There are a lot of ways you could describe Donald Trump: Business man. Reality-television star. Republican front-runner. Vehement racist. Comic book supervillain?
Yes, the Donald may not don the garish costumes and makeup of the Joker (although one could debate about his hairpiece), but much of what he says does sound as if it could have come out of the mouth of someone about to aim a giant laser at a Gotham City bank vault.
This month, in the comics, the new Captain America battles a Trumpism-spouting supervillain-turned-free market populist. Which begs the question: Can the nation understand Trump’s ridiculous rhetoric only when it comes out of the mouth of a comic book character set on world domination? According to Marvel Comics writer Nick Spencer, it’s possible.
If you’ve been paying attention to the near-ubiquitous Avengers line of Hollywood movies over the last 10 years, you’ve gotten to know Captain America (played by Chris Evans) and, recently, his partner, the Falcon (played by Anthony Mackie). Blond-haired and blue-eyed, with a patriotic speech for every occasion, Captain America is a man out of time. A World War II veteran, he’s ready to fight Nazis, superspies and alien invaders as easily as he does corrupt bankers or polluters.
In the comic books, however, the original Captain America hands the job over to his friend and partner, the Falcon, an African American born in the ’80s, from Harlem, who lost his family to street violence. This new Captain America is battling enemies a little closer to home. He takes stands on racial issues, immigration, human traffickers and national security—moves that anger both big money and big villains. In the comics, “Black Cap” is captured by the Viper, who lectures him on the flaws of his hero ideology and lays out a speech that could be drawn right from the GOP 2016 platform.
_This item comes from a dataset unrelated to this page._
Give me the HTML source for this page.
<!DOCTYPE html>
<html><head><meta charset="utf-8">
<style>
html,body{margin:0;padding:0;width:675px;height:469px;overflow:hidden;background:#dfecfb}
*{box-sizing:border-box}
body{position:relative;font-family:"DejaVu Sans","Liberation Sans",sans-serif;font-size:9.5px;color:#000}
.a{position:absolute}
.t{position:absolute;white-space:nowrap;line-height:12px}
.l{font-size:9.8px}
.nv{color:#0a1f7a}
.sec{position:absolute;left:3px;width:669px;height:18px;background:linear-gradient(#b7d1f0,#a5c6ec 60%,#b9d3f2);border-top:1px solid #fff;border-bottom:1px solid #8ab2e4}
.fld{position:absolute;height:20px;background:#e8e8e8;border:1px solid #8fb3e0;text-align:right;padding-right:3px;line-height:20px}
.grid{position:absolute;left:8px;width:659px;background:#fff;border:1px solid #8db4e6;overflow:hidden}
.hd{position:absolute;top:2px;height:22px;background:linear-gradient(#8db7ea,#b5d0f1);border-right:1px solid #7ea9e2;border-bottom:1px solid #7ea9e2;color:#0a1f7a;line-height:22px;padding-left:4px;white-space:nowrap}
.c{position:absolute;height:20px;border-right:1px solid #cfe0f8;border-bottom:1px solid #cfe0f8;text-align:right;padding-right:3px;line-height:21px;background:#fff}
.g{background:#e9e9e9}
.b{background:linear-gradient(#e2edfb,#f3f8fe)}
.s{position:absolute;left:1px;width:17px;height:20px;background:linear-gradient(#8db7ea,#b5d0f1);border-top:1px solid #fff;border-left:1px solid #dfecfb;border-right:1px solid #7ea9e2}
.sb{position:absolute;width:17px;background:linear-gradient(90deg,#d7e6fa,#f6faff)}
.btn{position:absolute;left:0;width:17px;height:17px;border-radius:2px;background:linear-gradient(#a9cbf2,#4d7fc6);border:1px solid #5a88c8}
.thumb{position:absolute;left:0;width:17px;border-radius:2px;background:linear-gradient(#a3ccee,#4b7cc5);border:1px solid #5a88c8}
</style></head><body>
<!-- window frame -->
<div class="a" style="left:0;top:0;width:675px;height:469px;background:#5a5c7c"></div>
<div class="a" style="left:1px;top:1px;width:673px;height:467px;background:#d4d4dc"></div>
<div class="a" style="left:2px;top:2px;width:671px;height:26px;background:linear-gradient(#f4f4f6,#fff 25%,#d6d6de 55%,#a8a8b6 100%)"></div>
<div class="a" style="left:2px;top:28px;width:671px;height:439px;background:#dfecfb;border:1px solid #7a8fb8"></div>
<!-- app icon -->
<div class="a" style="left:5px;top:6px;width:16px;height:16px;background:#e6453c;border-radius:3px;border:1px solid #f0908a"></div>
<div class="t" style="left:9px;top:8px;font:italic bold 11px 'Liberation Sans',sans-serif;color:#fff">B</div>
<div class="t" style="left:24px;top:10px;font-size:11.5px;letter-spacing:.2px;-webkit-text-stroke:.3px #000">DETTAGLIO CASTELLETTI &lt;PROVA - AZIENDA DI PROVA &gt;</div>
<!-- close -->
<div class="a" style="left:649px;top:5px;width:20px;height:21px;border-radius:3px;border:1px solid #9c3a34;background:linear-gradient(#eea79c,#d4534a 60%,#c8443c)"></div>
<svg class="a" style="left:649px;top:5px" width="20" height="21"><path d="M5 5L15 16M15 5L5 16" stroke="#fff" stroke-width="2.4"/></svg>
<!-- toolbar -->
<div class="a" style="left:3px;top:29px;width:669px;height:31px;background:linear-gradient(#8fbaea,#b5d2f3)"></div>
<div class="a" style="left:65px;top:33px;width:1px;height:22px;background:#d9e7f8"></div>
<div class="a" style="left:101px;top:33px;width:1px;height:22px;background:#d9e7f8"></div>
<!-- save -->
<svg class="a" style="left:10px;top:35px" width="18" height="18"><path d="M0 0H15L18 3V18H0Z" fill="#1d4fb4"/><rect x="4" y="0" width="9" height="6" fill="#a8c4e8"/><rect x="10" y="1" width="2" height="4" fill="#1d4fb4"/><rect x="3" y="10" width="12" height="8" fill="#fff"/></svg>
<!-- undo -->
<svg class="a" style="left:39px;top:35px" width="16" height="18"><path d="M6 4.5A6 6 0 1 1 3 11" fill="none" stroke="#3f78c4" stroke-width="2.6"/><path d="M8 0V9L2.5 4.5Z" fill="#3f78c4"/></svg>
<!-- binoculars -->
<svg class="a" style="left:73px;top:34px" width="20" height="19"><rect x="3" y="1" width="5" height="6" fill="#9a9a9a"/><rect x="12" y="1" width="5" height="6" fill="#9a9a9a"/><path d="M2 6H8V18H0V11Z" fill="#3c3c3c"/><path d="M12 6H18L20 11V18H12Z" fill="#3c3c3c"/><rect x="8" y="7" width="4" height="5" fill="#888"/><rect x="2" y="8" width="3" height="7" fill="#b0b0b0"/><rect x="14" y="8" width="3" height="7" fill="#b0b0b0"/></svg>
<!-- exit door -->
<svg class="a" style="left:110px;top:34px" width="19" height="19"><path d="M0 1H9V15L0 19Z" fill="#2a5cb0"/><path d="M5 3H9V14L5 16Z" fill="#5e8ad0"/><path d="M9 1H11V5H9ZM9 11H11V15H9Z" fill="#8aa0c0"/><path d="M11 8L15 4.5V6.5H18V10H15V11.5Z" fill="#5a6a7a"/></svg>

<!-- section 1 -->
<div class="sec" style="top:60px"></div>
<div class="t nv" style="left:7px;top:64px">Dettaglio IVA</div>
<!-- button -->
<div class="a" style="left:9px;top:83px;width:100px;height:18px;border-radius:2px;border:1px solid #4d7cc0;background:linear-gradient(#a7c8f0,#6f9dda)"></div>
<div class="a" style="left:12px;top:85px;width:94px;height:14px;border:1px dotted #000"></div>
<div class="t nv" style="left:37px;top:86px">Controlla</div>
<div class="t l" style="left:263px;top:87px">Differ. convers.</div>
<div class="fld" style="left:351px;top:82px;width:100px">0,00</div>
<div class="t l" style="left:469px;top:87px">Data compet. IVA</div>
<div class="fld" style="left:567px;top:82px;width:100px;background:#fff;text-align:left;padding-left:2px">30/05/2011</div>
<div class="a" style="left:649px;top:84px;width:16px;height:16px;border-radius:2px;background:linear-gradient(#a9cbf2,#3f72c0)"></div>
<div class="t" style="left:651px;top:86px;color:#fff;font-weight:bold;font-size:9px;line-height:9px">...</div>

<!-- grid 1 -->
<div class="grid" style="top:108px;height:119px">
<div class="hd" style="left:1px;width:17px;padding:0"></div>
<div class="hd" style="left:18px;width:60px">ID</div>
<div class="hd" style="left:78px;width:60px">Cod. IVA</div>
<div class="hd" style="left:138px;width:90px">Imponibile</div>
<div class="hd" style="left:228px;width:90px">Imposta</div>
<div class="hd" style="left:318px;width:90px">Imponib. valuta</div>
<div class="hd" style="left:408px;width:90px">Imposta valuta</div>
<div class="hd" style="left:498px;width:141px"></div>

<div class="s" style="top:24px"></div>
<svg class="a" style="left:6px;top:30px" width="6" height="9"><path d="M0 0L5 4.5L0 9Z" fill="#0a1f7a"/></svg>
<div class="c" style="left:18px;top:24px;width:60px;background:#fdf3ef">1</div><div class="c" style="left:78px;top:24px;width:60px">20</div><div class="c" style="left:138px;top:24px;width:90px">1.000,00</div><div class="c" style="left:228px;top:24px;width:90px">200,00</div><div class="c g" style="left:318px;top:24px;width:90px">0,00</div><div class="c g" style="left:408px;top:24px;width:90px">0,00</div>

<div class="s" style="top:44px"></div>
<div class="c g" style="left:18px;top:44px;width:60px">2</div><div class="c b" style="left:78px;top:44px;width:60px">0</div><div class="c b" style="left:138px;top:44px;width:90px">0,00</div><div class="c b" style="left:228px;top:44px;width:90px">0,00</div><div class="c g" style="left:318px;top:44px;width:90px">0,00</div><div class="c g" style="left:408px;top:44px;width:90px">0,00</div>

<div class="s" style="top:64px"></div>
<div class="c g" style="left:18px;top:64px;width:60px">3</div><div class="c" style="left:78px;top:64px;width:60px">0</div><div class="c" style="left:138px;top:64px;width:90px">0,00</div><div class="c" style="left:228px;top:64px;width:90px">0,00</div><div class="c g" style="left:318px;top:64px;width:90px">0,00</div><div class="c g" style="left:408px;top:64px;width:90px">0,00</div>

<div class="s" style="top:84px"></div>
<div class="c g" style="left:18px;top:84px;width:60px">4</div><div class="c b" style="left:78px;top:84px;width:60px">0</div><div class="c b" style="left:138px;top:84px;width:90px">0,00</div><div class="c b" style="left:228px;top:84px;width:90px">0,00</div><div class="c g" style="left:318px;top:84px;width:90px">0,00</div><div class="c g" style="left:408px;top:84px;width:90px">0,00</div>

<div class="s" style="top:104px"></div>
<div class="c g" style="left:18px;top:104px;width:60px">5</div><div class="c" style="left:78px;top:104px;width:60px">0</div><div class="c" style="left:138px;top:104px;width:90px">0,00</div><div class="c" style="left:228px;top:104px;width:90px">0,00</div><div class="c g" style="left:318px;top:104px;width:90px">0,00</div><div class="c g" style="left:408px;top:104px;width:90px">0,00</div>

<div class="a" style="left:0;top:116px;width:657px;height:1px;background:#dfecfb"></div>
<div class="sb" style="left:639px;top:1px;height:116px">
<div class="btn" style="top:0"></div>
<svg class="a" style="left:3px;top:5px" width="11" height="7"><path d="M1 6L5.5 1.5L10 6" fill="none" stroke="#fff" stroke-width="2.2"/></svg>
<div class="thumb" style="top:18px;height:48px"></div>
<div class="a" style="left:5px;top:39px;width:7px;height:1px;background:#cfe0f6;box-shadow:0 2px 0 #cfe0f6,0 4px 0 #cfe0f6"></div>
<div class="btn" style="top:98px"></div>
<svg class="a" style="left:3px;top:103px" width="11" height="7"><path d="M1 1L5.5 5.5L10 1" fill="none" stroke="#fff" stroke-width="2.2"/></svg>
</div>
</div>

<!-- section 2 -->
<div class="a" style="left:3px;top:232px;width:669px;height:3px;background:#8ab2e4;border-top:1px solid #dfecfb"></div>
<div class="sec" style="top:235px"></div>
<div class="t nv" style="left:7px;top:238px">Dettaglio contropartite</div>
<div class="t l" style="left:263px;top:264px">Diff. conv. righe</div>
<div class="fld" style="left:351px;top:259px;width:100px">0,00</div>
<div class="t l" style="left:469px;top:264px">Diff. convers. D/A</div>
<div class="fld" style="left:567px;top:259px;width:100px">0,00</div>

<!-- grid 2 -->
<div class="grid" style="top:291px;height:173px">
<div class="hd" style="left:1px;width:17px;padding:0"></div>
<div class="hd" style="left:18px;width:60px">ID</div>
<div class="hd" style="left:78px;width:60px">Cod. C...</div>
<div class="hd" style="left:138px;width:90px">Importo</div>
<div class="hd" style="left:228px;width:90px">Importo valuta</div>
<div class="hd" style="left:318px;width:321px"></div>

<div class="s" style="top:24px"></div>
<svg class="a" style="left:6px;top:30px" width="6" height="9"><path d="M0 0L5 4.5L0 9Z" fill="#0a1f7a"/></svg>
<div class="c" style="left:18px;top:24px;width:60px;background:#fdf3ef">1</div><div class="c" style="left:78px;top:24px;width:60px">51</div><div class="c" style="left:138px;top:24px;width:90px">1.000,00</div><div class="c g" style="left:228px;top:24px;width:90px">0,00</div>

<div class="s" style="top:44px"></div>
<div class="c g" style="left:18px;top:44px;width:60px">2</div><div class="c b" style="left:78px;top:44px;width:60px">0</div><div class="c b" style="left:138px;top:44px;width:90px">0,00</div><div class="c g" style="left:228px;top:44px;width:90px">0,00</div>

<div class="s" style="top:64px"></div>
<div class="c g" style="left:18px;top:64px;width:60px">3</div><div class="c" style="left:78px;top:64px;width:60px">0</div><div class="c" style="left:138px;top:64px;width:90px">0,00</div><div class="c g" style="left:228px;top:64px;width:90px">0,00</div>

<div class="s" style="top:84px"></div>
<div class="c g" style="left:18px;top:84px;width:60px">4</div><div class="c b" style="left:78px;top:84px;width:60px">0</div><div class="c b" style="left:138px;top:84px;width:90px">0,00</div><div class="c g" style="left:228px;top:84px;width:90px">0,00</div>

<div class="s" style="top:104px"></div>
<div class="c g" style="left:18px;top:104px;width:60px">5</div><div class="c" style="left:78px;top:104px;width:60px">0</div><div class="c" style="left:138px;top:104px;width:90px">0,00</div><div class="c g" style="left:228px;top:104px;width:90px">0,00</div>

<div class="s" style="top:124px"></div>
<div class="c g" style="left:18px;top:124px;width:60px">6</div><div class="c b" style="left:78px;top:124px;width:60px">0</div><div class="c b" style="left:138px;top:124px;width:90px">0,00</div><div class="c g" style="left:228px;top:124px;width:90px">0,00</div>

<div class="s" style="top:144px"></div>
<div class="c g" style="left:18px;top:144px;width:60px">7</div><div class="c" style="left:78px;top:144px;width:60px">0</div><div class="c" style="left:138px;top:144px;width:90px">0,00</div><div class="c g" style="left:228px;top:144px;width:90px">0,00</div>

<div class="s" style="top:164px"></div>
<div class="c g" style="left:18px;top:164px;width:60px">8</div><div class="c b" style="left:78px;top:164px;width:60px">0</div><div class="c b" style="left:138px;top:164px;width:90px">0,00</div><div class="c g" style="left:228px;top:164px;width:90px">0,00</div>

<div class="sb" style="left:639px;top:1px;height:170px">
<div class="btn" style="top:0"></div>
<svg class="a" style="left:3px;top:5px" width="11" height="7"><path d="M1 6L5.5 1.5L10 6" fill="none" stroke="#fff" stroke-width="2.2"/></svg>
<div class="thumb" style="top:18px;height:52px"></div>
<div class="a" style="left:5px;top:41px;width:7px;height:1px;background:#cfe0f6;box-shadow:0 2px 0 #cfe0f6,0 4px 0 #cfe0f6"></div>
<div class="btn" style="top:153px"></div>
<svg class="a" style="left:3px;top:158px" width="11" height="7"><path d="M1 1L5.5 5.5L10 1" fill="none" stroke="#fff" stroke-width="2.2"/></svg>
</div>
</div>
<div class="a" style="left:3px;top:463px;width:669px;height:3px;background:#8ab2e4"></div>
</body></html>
Viper, like all good capitalists, has rebranded. While he once led a group of snake-themed crooks called the Serpent Society in the ’80s, they’re now calling themselves Serpent Solutions, offering low-cost, highly efficient “services” to big business, with plausible deniability to boot. The speech Viper gives sounds like something that Trump might spout at an Iowa rally.
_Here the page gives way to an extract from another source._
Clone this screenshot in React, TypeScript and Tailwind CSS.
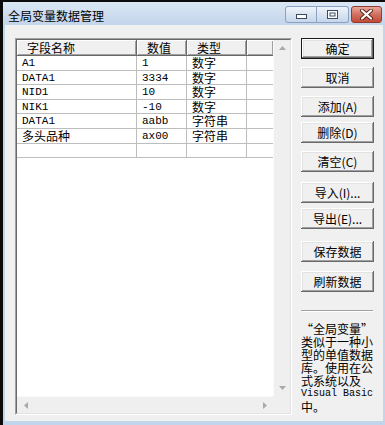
import React from "react";

const ROWS = [
  ["A1", "1", "数字"],
  ["DATA1", "3334", "数字"],
  ["NID1", "10", "数字"],
  ["NIK1", "-10", "数字"],
  ["DATA1", "aabb", "字符串"],
  ["多头品种", "ax00", "字符串"],
  ["", "", ""],
];

const HEADERS = [
  { label: "字段名称", w: "w-[120px]" },
  { label: "数值", w: "w-[50px]" },
  { label: "类型", w: "w-[60px]" },
  { label: "", w: "w-[27px]" },
];

const BUTTONS = [
  { label: "确定", mt: "mt-0", main: true },
  { label: "取消", mt: "mt-[8px]" },
  { label: "添加(A)", mt: "mt-[8px]" },
  { label: "删除(D)", mt: "mt-[5px]" },
  { label: "清空(C)", mt: "mt-[8px]" },
  { label: "导入(I)...", mt: "mt-[10px]" },
  { label: "导出(E)...", mt: "mt-[5px]" },
  { label: "保存数据", mt: "mt-[12px]" },
  { label: "刷新数据", mt: "mt-[9px]" },
];

const NOTE = ["类似于一种小", "型的单值数据", "库。使用在公", "式系统以及"];

const cjk = "font-['Noto_Sans_CJK_SC',sans-serif]";
const mono = "font-['Liberation_Mono','Noto_Sans_CJK_SC',monospace] text-[11px]";
const isAscii = (s: string) => /^[\x00-\x7f]*$/.test(s);

function Arrow({ dir }: { dir: "up" | "down" | "left" | "right" }) {
  const pts = {
    up: "0,4 3.5,0 7,4",
    down: "0,0 7,0 3.5,4",
    left: "4,0 4,7 0,3.5",
    right: "0,0 0,7 4,3.5",
  }[dir];
  const vert = dir === "up" || dir === "down";
  return (
    <svg width={vert ? 7 : 4} height={vert ? 4 : 7} viewBox={vert ? "0 0 7 4" : "0 0 4 7"}>
      <polygon points={pts} fill="#a9a9a9" />
    </svg>
  );
}

function TitleButtons() {
  return (
    <div className="ml-auto mt-[4px] mr-[3px] flex gap-[2px]">
      <div className="flex">
        <div className="w-[32px] h-[17px] rounded-l-[3px] border border-[#8aa1bf] bg-gradient-to-b from-[#eef3f9] to-[#c5d6ea] flex items-end justify-center pb-[3px]">
          <svg width="11" height="5" viewBox="0 0 11 5">
            <rect x="0.5" y="0.5" width="10" height="4" fill="#fff" stroke="#3b4a60" />
          </svg>
        </div>
        <div className="w-[32px] h-[17px] rounded-r-[3px] border border-l-0 border-[#8aa1bf] bg-gradient-to-b from-[#eef3f9] to-[#c5d6ea] flex items-center justify-center">
          <svg width="11" height="9" viewBox="0 0 11 9">
            <rect x="0.5" y="0.5" width="10" height="8" fill="#fff" stroke="#3b4a60" />
            <rect x="3" y="3" width="5" height="3" fill="#fff" stroke="#3b4a60" />
          </svg>
        </div>
      </div>
      <div className="w-[31px] h-[17px] rounded-[3px] border border-[#8e3b30] bg-gradient-to-b from-[#e9a79a] via-[#d0705f] to-[#c24a36] flex items-center justify-center">
        <svg width="13" height="11" viewBox="0 0 13 11">
          <path d="M2 1.5 L11 9.5 M11 1.5 L2 9.5" stroke="#5a1f17" strokeWidth="4" strokeLinecap="round" />
          <path d="M2 1.5 L11 9.5 M11 1.5 L2 9.5" stroke="#fff" strokeWidth="2.2" strokeLinecap="round" />
        </svg>
      </div>
    </div>
  );
}

function ListView() {
  return (
    <div className="w-[277px] h-[377px] border border-t-[#a0a0a0] border-l-[#a0a0a0] border-r-white border-b-white">
      <div className="w-full h-full border border-t-[#696969] border-l-[#696969] border-r-[#e3e3e3] border-b-[#e3e3e3] bg-white grid grid-cols-[1fr_17px] grid-rows-[1fr_17px]">
        <div className="overflow-hidden">
          <div className="flex h-[16px] w-[300px]">
            {HEADERS.map((h, i) => (
              <div
                key={i}
                className={`${h.w} h-full shrink-0 bg-[#f0f0f0] pl-[10px] text-[12px] leading-[16px] ${cjk} shadow-[inset_-1px_-1px_#696969,inset_1px_1px_#fff,inset_-2px_-2px_#a0a0a0]`}
              >
                {h.label}
              </div>
            ))}
          </div>
          {ROWS.map((r, i) => (
            <div key={i} className="flex h-[14.6px] w-[300px] border-b border-[#bdbdbd]">
              {r.map((c, j) => (
                <div
                  key={j}
                  className={`${HEADERS[j].w} shrink-0 border-r border-[#bdbdbd] pl-[5px] leading-[14px] whitespace-nowrap ${isAscii(c) ? mono : `${cjk} text-[12px]`}`}
                >
                  {c}
                </div>
              ))}
              <div className="w-[27px] shrink-0 border-r border-[#bdbdbd]" />
            </div>
          ))}
        </div>
        <div className="bg-[#efefef] border-l border-[#fafafa] flex flex-col items-center justify-between pt-[6px] pb-[6px]">
          <Arrow dir="up" />
          <Arrow dir="down" />
        </div>
        <div className="bg-[#efefef] border-t border-[#fafafa] flex items-center justify-between pl-[7px] pr-[6px]">
          <Arrow dir="left" />
          <Arrow dir="right" />
        </div>
        <div className="bg-[#efefef]" />
      </div>
    </div>
  );
}

function Btn({ label, mt, main }: { label: string; mt: string; main?: boolean }) {
  return (
    <div className={`${mt} w-[73px] h-[21px] ${main ? "border border-[#1a1a1a]" : ""}`}>
      <div className="w-full h-full bg-[#f0f0f0] flex items-center justify-center text-[12px] leading-none text-black shadow-[inset_-1px_-1px_#696969,inset_1px_1px_#fff,inset_-2px_-2px_#a0a0a0,inset_2px_2px_#e3e3e3]">
        <span className={cjk}>{label}</span>
      </div>
    </div>
  );
}

export default function App() {
  return (
    <div className="w-[385px] h-[425px] bg-[#0b0b0b] pl-[3px] pt-[2px] overflow-hidden" lang="zh-CN">
      <div className="w-[382px] h-[423px] bg-[#c3d5ea] flex flex-col">
        <div className="h-[23px] flex bg-gradient-to-b from-[#dbe7f4] to-[#c3d5eb]">
          <div className={`pl-[5px] pt-[6px] text-[12px] leading-[16px] text-black ${cjk}`}>全局变量数据管理</div>
          <TitleButtons />
        </div>
        <div className="mx-[2px] h-[396px] bg-[#f0f0f0] flex pl-[10px] pt-[13px]">
          <ListView />
          <div className="ml-[9px] w-[73px] flex flex-col">
            {BUTTONS.map((b) => (
              <Btn key={b.label} {...b} />
            ))}
            <div className="mt-[18px] w-[72px] h-[2px] border-t border-[#a0a0a0] border-b border-b-white" />
            <div className={`mt-[10px] w-[76px] flex flex-col text-[12px] text-black ${cjk}`}>
              <div className="h-[13px] leading-[13px] [font-feature-settings:'fwid']">“全局变量”</div>
              {NOTE.map((t) => (
                <div key={t} className="h-[13px] leading-[13px]">{t}</div>
              ))}
              <div className="h-[13px] leading-[13px] font-['Liberation_Mono',monospace] text-[10px]">Visual Basic</div>
              <div className="h-[13px] leading-[13px]">中。</div>
            </div>
          </div>
        </div>
      </div>
    </div>
  );
}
According to Spencer, he wasn’t trying to call out any particular politician but instead was trying to create an amalgamation of a lot of what we’re hearing in the campaign season, which isn’t much of a stretch. Viper’s words on government regulation holding back business sound a lot like Ted Cruz. His belief that even free air ain’t free echoes Jeb Bush’s defense of Michigan Gov. Rick Snyder’s actions during the Flint water crisis. Marco Rubio is obsessed with American exceptionalism, and just like Viper, Trump is always promising to make America “great” again (Viper says “marvelous”). Spencer sees all of this rhetoric as part of a larger problem.
“The parallels that are there come from this: Regardless of how you feel about him, Trump is clearly a very effective salesperson when it comes to selling himself,” Spencer says. “And Viper, as an ad man, would certainly learn from that. But I would also caution: I do think you could do the same speech with a supervillain on the left—it’s really more about how larger interests use political passions and fears to their own advantage.”
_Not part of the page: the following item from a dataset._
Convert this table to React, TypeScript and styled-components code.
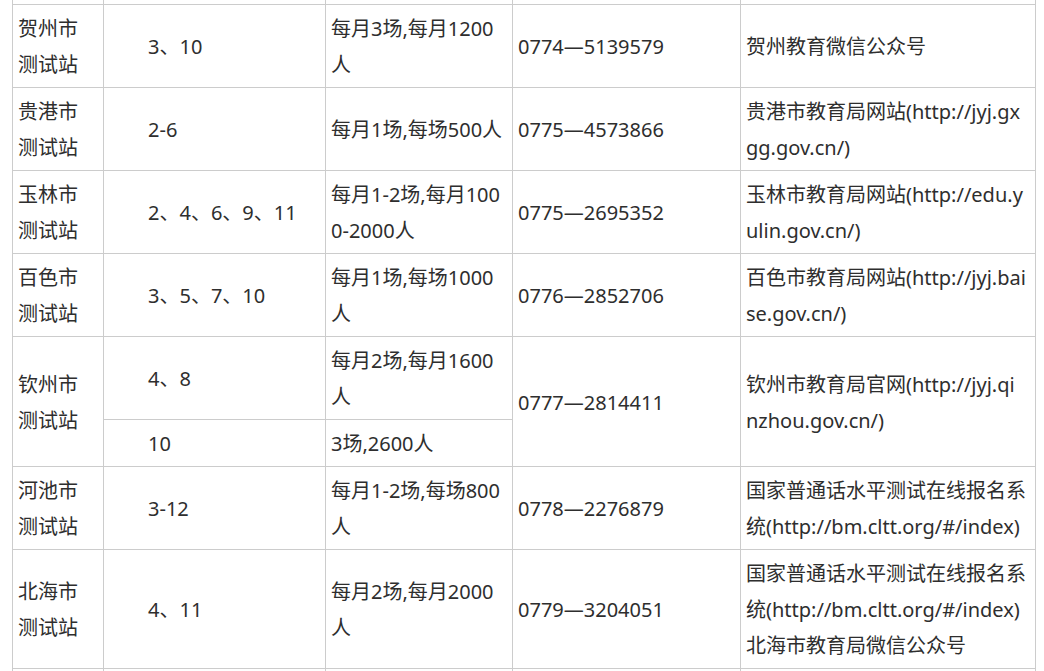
import React from "react";
import styled, { createGlobalStyle } from "styled-components";

const GlobalStyle = createGlobalStyle`
  html, body {
    margin: 0;
    padding: 0;
    overflow: hidden;
    background: #fff;
  }
`;

const Page = styled.div`
  padding-left: 12px;
`;

const Table = styled.table`
  border-collapse: collapse;
  table-layout: fixed;
  width: 1023px;
  margin-top: -79px;
  font-family: "Noto Sans", "Noto Sans CJK SC", sans-serif;
  font-size: 20px;
  line-height: 36px;
  color: #2e2e2e;
`;

const Col = styled.col<{ $w: number }>`
  width: ${(p) => p.$w}px;
`;

const Cell = styled.td<{ $indent?: boolean }>`
  border: 1px solid #ccc;
  padding: 6px 5px 4px ${(p) => (p.$indent ? "44px" : "5px")};
  vertical-align: middle;
  white-space: nowrap;
  overflow: visible;
`;

type Range = { months: string; sessions: string[] };
type Station = { city: string; ranges: Range[]; phone: string; site: string[] };

const stations: Station[] = [
  {
    city: "贺州市",
    ranges: [{ months: "3、10", sessions: ["每月3场,每月1200", "人"] }],
    phone: "0774—5139579",
    site: ["贺州教育微信公众号"],
  },
  {
    city: "贵港市",
    ranges: [{ months: "2-6", sessions: ["每月1场,每场500人"] }],
    phone: "0775—4573866",
    site: ["贵港市教育局网站(http://jyj.gx", "gg.gov.cn/)"],
  },
  {
    city: "玉林市",
    ranges: [{ months: "2、4、6、9、11", sessions: ["每月1-2场,每月100", "0-2000人"] }],
    phone: "0775—2695352",
    site: ["玉林市教育局网站(http://edu.y", "ulin.gov.cn/)"],
  },
  {
    city: "百色市",
    ranges: [{ months: "3、5、7、10", sessions: ["每月1场,每场1000", "人"] }],
    phone: "0776—2852706",
    site: ["百色市教育局网站(http://jyj.bai", "se.gov.cn/)"],
  },
  {
    city: "钦州市",
    ranges: [
      { months: "4、8", sessions: ["每月2场,每月1600", "人"] },
      { months: "10", sessions: ["3场,2600人"] },
    ],
    phone: "0777—2814411",
    site: ["钦州市教育局官网(http://jyj.qi", "nzhou.gov.cn/)"],
  },
  {
    city: "河池市",
    ranges: [{ months: "3-12", sessions: ["每月1-2场,每场800", "人"] }],
    phone: "0778—2276879",
    site: ["国家普通话水平测试在线报名系", "统(http://bm.cltt.org/#/index)"],
  },
  {
    city: "北海市",
    ranges: [{ months: "4、11", sessions: ["每月2场,每月2000", "人"] }],
    phone: "0779—3204051",
    site: [
      "国家普通话水平测试在线报名系",
      "统(http://bm.cltt.org/#/index)",
      "北海市教育局微信公众号",
    ],
  },
];

const colWidths = [91, 222, 187, 228, 295];

const Lines = ({ lines }: { lines: string[] }) => (
  <>
    {lines.map((l, i) => (
      <React.Fragment key={i}>
        {i > 0 && <br />}
        {l}
      </React.Fragment>
    ))}
  </>
);

// rows cut off by the top and bottom edges of the view
const FillerRow = () => (
  <tr>
    {colWidths.map((_, i) => (
      <Cell key={i}>
        <Lines lines={["\u00a0", "\u00a0"]} />
      </Cell>
    ))}
  </tr>
);

const StationRows = ({ s }: { s: Station }) => {
  const span = s.ranges.length;
  return (
    <>
      {s.ranges.map((r, i) => (
        <tr key={i}>
          {i === 0 && (
            <Cell rowSpan={span}>
              <Lines lines={[s.city, "测试站"]} />
            </Cell>
          )}
          <Cell $indent>{r.months}</Cell>
          <Cell>
            <Lines lines={r.sessions} />
          </Cell>
          {i === 0 && <Cell rowSpan={span}>{s.phone}</Cell>}
          {i === 0 && (
            <Cell rowSpan={span}>
              <Lines lines={s.site} />
            </Cell>
          )}
        </tr>
      ))}
    </>
  );
};

export default function App() {
  return (
    <Page>
      <GlobalStyle />
      <Table>
        <colgroup>
          {colWidths.map((w, i) => (
            <Col key={i} $w={w} />
          ))}
        </colgroup>
        <tbody>
          <FillerRow />
          {stations.map((s) => (
            <StationRows key={s.city} s={s} />
          ))}
          <FillerRow />
        </tbody>
      </Table>
    </Page>
  );
}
Historically, comic books shied away from directly addressing issues like race, class and economics, choosing fantastic allegories so as not to offend what used to be a mostly white and male readership. Want to talk about racism and integration battles in the ’60s? Create the X-Men, and have Professor X and Magneto battle as reductionist surrogates of Martin Luther King Jr. and Malcolm X. Want to start a conversation about the post-9/11 surveillance state? Have Captain America battle a sentient computer program trained to eliminate threats to national security. Terrorists become robots, immigrants become aliens and gay people become mutants. However, Spencer argues that Captain America, especially an African-American one, is uniquely positioned to tackle real-world ideologues and the dangers they pose.